Following her tragic death, the Pierce-Arrow disappeared for some time until, in the late 1940s, it was discovered in a Los Angeles used car lot by a Mr. Riggs. Mr. Riggs was a Pierce enthusiast who recognized it as a very special machine. He purchased the car and reportedly drove it to his home in Portland, Oregon where it then remained in storage for many years. It was then passed to his nephew, Mr. Samuel Merrell who then sold the car in 1998 to noted Pierce-Arrow historian, Pat Craig. Mr. Craig then embarked on an extensive, carefully researched restoration that saw this stunning automobile returned to its former glory. Following Mr. Craig’s time with the car, it became part of the prestigious John O’Quinn collection. Mr. Quinn’s passing saw the Pierce sold again, eventually ending in the hands of a passionate European collector who carefully and meticulously prepared the car for touring, ensuring it would be a reliable, thoroughly usable machine. As an enthusiast who enjoys putting his cars through their paces, he subsequently racked up several thousand kilometers in road events and arduous rallies around Europe.

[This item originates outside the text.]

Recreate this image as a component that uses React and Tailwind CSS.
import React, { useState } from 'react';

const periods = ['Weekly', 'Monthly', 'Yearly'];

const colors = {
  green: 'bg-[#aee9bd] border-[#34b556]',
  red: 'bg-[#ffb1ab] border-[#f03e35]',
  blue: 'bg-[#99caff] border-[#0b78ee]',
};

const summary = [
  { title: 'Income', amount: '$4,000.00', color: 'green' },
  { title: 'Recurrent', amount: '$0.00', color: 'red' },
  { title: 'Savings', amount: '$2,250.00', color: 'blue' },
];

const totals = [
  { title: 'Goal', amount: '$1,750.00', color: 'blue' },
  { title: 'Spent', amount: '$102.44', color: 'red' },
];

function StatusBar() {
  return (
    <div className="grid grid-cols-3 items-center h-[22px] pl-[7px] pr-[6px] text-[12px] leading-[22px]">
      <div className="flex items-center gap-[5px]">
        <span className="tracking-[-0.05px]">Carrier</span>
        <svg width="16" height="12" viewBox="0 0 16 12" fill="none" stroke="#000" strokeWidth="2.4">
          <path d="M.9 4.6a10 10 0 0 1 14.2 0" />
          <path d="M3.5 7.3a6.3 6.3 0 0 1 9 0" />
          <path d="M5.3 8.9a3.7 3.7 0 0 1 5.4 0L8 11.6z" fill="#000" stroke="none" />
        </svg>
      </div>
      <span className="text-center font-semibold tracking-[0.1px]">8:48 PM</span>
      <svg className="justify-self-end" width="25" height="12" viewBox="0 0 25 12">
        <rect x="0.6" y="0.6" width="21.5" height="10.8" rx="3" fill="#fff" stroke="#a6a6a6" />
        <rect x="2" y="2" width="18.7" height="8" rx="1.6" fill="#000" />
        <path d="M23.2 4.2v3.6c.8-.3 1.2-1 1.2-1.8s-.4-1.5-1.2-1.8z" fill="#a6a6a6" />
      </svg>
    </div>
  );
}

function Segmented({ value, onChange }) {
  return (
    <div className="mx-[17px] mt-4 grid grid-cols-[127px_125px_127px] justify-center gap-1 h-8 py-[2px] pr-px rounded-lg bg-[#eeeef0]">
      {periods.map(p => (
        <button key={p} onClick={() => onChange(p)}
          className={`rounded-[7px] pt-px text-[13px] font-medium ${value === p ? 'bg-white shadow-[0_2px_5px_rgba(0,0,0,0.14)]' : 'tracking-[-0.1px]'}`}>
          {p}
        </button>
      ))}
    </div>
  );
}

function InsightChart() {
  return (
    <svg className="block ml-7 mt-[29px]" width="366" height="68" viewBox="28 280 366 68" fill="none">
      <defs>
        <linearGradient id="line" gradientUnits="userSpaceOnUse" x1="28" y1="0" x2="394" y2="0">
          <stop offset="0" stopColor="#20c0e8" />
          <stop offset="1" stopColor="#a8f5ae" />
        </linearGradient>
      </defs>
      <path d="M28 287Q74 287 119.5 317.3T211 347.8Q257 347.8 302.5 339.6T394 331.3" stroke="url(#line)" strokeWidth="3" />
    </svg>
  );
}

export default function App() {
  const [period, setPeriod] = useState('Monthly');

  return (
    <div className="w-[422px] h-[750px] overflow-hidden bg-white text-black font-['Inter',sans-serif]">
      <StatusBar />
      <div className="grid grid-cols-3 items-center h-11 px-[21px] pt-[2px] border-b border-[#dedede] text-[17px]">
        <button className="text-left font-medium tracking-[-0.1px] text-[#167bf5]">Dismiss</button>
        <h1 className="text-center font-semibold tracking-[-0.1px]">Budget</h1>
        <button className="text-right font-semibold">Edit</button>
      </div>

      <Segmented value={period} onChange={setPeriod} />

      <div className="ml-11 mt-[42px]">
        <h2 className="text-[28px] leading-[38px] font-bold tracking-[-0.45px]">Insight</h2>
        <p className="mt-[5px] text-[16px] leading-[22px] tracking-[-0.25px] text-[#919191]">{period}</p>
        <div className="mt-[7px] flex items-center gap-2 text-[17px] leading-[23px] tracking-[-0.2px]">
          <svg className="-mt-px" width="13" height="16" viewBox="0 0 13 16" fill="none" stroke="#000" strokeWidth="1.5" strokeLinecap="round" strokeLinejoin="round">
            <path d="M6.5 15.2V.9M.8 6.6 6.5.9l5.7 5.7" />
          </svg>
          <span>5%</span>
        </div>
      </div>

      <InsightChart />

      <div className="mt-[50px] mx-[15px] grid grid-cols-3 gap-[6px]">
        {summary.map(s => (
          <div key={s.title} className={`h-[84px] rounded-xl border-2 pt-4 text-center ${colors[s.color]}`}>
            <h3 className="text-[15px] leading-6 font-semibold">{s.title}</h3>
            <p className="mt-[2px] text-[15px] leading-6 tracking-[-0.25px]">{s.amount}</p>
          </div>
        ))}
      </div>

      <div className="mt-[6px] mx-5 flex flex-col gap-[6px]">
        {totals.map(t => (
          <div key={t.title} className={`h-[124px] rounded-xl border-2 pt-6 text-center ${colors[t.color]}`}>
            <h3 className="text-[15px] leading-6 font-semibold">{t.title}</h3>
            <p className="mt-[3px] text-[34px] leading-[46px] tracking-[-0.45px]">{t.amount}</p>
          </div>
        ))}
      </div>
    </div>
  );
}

Although it has seen a great deal of use, the Pierce-Arrow remains in beautiful condition, the restoration having held up exceptionally well. The color choice of light green with light gray-green feature lines, accents, and artillery wheels suits the LeBaron body. Subtle, well-judged orange coach lines bring some of the interior shade out to the body. The subdued but elegant exterior is contrasted by a magnificently finished tan ostrich leather interior. The quality of the restoration is impeccable and it remains lovely, showing only the slightest signs of use that do little to detract from the striking presence. Chrome accessories present in excellent condition, including a pair of Pilot Ray driving lamps and kneeling Archer mascot. Dual side-mount spares are fitted with body-color covers, topped with correct Pierce-Arrow mirrors.
Opening the door reveals the simply magnificent interior. Reddish-tan ostrich leather covers the seats and door cards, which have been artfully crafted by the renowned Ken Nemanic of Vintage Automotive Upholstery. The level of detail, particularly in the rear compartment, is remarkable. Beautifully finished woodwork graces the door caps, ashtray covers and dash, while the instrument panel features a full array of original, restored instruments. Chrome fittings and switchgear are all in excellent order. We can certainly appreciate why the previous owner enjoyed driving this car so much, the interior is a fabulous place to spend time.
Mechanically, this twelve-cylinder Pierce remains exceptional. The attentive maintenance and regular use performed by the most recent owner imparts the car with a fabulous feeling on the road. Riding on a 139-inch wheelbase, it has excellent proportions yet is a manageable size for easier use on the road. The 462 Cubic Inch V12 engine shows very well. Some of the enamel has worn off the manifolds, which is a natural occurrence of a car that sees regular use, but the finishes and fittings appear very correct. The engine is finished in correct colors and in spite of the road preparation, it is properly detailed with period correct hoses, fittings and hardware. Since the restoration, it has been shown at the Greenwich Concours d’Elegance where it received the prize for the Best American Open Car, as well as prizes at the Radnor Hunt Concours in Pennsylvania. Given the quality, lovely presentation and historical significance, it would be most welcome at similar events, yet is FIVA registered and ready for touring and rallies; prepared by a noted enthusiast to be enjoyed on the world’s best roads.